*REQUIREMENTS*. Pull every "page" line out of the data below.

*GIVEN DATA*.
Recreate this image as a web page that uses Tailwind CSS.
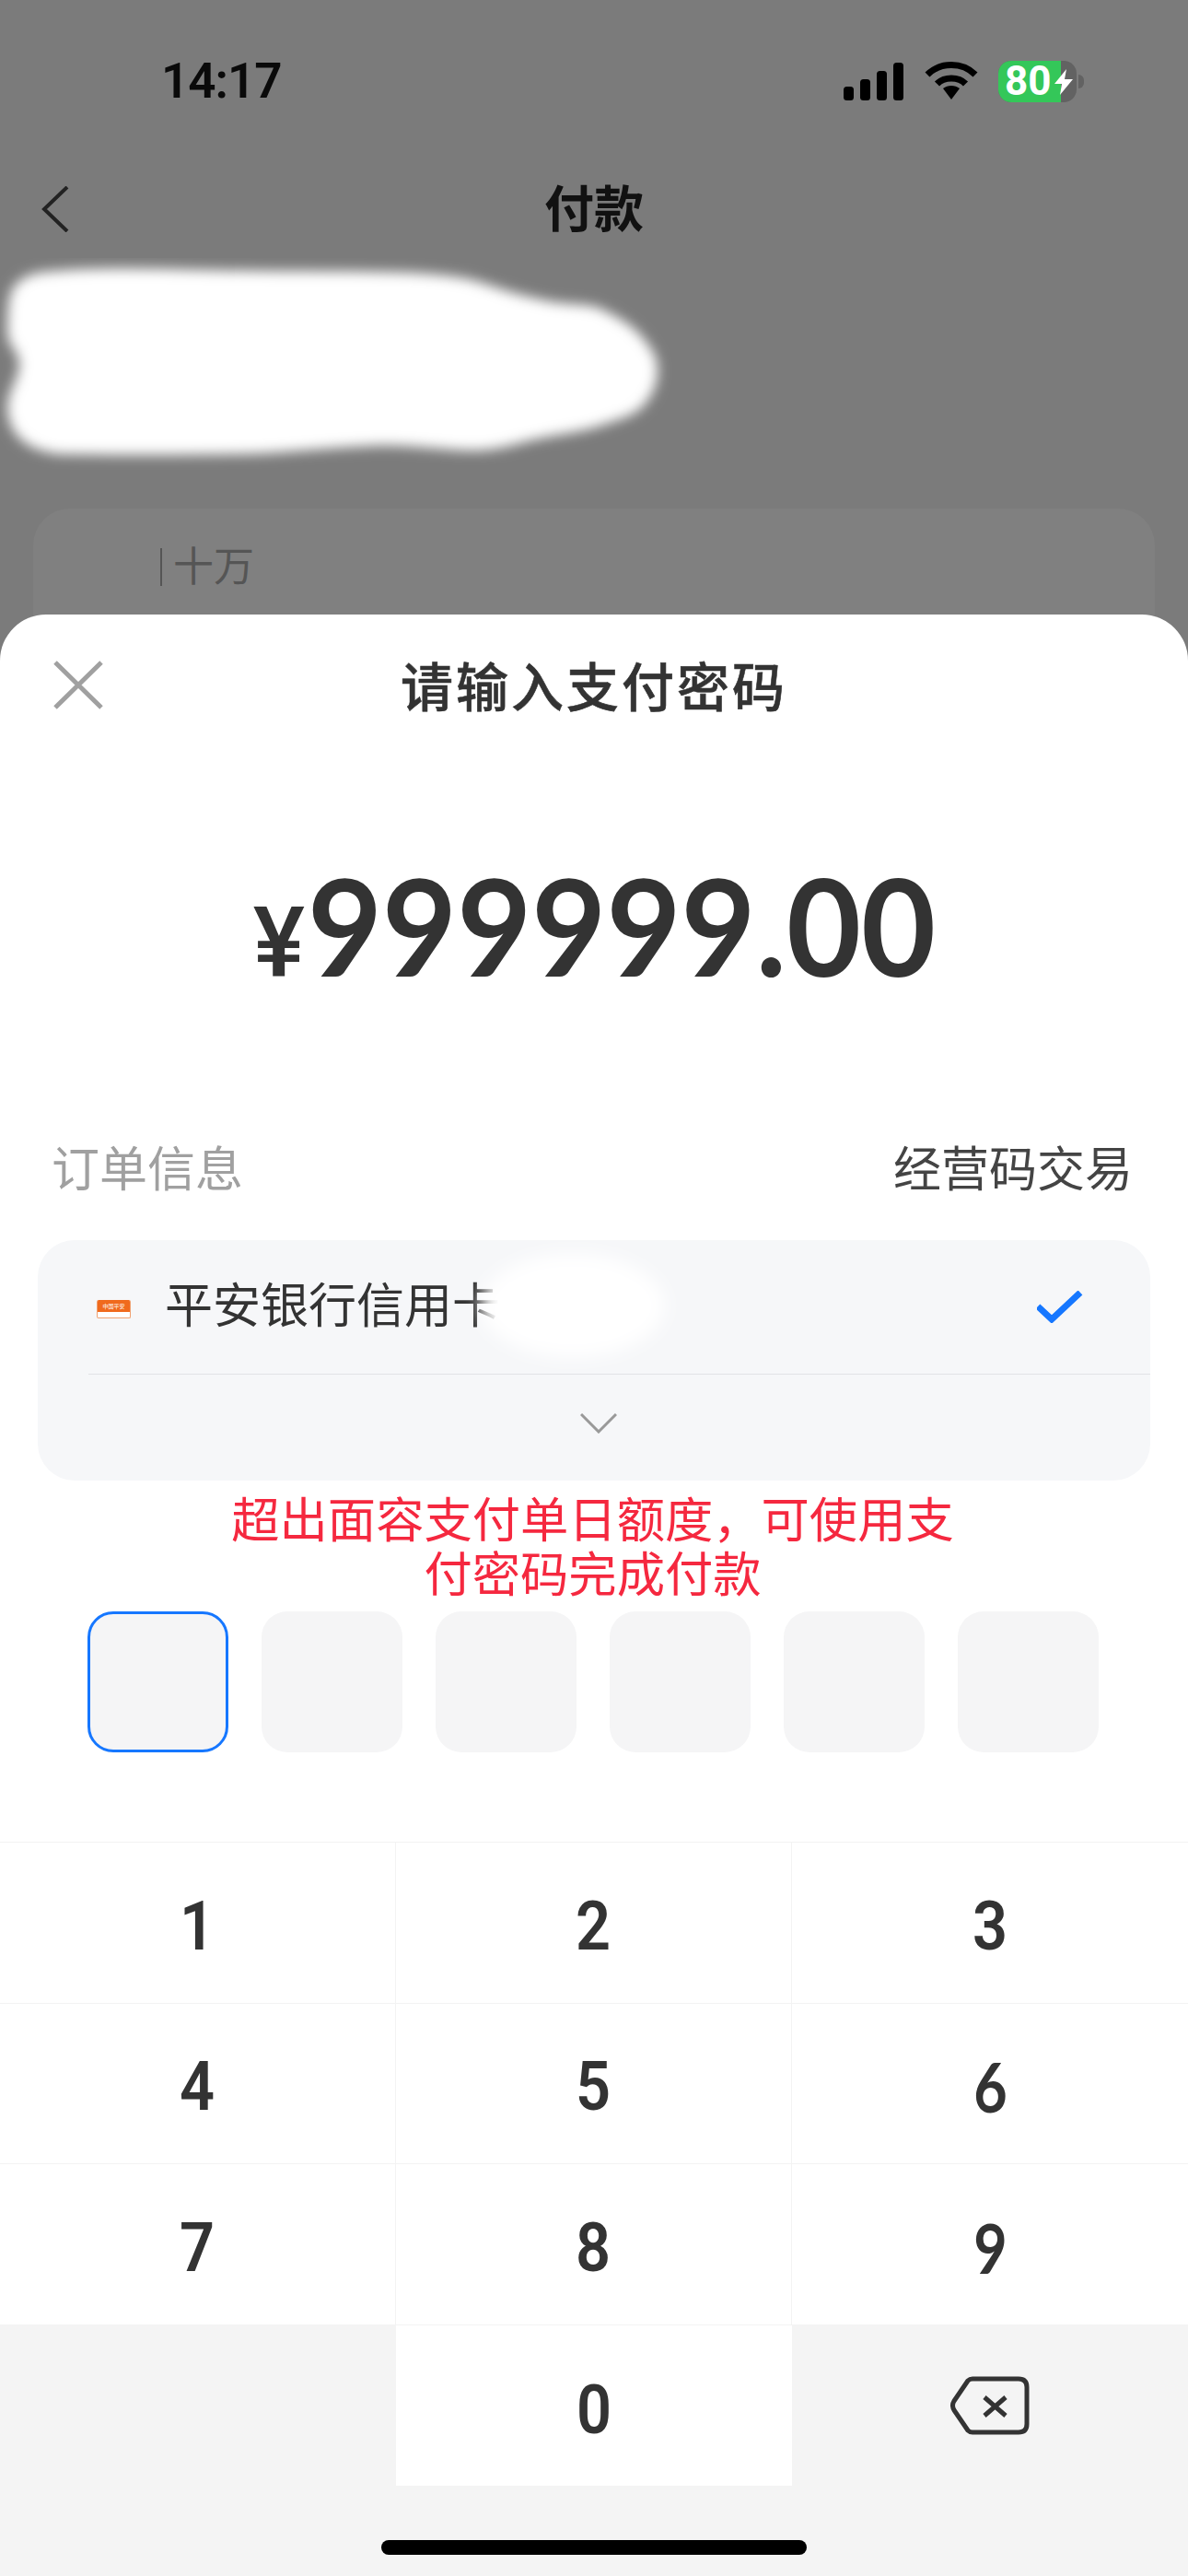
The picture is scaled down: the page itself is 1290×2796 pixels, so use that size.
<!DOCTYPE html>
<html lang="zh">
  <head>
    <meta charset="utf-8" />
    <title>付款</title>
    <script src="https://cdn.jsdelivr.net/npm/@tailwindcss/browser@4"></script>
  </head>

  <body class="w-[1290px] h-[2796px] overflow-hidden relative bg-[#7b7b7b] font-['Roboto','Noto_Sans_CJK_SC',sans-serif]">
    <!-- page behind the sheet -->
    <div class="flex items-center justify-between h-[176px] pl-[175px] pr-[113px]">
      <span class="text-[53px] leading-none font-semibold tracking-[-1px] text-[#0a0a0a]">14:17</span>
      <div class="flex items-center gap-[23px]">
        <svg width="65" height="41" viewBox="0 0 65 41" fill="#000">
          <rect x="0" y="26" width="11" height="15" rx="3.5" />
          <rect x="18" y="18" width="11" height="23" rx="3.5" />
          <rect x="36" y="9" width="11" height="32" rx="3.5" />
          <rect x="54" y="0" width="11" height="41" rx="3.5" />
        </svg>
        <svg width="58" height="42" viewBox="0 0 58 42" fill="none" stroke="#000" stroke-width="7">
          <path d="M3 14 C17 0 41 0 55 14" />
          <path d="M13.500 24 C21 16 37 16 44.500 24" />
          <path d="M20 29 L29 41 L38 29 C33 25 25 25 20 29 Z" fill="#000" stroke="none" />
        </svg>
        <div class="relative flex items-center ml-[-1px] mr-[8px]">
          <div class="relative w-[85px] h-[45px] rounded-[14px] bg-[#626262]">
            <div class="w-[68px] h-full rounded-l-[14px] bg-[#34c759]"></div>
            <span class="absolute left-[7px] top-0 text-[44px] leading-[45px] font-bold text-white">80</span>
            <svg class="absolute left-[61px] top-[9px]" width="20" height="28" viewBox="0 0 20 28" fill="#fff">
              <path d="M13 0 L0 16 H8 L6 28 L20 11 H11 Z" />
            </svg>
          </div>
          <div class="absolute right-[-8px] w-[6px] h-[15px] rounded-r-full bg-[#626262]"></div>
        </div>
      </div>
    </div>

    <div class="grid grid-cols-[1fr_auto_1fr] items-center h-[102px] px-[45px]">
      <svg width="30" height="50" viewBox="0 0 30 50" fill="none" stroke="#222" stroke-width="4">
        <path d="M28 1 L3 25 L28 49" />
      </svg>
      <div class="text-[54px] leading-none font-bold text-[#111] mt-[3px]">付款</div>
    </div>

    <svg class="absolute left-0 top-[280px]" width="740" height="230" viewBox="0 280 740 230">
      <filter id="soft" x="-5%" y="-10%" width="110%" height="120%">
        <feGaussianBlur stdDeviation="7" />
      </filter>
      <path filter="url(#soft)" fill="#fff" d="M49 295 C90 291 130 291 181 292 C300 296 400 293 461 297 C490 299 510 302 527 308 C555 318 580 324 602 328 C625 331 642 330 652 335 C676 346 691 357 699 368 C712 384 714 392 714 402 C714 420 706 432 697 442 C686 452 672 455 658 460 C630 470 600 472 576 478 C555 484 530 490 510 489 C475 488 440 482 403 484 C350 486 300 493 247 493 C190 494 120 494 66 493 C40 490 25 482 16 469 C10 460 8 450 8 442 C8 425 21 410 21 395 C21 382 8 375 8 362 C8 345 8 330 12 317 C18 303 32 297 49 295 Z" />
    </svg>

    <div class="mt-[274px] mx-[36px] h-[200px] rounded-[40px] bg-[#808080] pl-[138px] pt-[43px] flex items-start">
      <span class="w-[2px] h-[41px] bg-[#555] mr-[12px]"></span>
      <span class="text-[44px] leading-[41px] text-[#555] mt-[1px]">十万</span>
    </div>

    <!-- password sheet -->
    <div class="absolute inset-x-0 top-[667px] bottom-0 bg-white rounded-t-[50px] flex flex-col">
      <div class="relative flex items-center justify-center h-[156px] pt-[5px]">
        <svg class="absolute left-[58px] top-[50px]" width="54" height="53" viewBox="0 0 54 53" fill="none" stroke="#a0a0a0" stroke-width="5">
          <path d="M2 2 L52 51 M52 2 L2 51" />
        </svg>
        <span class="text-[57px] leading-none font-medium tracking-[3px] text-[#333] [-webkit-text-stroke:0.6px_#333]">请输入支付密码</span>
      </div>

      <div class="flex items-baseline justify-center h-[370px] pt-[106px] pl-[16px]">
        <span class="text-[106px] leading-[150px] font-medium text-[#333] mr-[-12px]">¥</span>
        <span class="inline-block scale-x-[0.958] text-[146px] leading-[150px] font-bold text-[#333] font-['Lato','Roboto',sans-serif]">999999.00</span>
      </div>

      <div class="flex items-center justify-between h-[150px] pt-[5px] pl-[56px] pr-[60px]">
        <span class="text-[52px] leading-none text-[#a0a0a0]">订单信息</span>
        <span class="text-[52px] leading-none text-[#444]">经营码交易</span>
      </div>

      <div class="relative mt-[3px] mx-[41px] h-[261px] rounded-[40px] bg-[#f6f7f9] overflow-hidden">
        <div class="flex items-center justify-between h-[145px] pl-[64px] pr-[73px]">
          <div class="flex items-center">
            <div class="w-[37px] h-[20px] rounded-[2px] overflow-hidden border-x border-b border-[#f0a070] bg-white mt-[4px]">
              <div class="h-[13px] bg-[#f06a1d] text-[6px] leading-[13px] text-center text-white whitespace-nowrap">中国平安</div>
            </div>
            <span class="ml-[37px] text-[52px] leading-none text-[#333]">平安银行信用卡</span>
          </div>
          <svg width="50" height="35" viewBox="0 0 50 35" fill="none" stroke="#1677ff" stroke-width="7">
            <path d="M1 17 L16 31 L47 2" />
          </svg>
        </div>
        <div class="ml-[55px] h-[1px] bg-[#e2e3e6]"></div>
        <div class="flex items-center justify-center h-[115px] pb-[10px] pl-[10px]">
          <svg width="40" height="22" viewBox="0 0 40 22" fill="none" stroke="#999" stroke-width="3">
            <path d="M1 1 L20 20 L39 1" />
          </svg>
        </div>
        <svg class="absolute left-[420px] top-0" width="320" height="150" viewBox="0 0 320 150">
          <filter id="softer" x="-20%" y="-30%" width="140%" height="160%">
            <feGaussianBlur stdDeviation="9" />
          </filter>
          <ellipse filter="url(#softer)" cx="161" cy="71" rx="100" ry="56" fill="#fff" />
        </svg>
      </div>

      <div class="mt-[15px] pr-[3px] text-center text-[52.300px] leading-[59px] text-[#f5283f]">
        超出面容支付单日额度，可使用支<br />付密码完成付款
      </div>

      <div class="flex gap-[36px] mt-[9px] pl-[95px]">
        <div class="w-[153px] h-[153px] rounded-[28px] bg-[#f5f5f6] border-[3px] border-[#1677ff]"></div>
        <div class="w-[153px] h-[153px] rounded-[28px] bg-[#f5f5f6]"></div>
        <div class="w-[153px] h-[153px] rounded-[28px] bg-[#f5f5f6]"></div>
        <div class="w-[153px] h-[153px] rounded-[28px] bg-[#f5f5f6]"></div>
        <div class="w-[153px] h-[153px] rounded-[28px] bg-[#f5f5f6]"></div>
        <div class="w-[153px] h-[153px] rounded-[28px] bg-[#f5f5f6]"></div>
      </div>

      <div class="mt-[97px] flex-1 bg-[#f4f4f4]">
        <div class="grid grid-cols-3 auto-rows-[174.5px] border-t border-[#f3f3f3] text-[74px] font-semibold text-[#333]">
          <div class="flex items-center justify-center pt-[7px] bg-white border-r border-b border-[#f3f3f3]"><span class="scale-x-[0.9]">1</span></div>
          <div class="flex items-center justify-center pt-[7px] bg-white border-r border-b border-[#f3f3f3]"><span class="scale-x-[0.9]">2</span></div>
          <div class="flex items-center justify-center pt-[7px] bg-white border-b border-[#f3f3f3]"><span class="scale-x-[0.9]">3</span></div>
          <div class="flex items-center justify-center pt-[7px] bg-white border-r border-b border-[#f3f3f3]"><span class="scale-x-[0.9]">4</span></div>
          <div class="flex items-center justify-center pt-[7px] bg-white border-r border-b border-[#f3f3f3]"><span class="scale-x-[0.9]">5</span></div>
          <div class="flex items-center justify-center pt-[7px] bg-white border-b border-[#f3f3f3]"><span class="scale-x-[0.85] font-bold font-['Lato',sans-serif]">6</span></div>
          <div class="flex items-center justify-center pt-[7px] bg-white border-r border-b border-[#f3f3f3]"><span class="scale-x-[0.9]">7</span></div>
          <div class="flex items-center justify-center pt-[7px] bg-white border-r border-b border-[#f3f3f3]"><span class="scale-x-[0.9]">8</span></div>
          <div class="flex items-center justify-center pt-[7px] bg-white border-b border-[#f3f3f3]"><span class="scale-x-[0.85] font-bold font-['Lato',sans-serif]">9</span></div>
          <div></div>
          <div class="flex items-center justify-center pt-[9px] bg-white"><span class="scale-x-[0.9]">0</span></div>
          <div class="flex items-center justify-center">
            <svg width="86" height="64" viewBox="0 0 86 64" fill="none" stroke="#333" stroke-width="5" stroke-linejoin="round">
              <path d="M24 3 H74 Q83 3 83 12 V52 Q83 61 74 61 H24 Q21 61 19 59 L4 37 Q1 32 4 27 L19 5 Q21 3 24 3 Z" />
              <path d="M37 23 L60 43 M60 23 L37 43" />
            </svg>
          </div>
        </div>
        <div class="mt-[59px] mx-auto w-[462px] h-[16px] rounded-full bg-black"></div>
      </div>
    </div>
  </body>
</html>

*SOLUTION FOR THIS TASK*.
Recreate this image as a web page that uses Tailwind CSS.
The picture is scaled down: the page itself is 1290×2796 pixels, so use that size.
    <!-- page behind the sheet -->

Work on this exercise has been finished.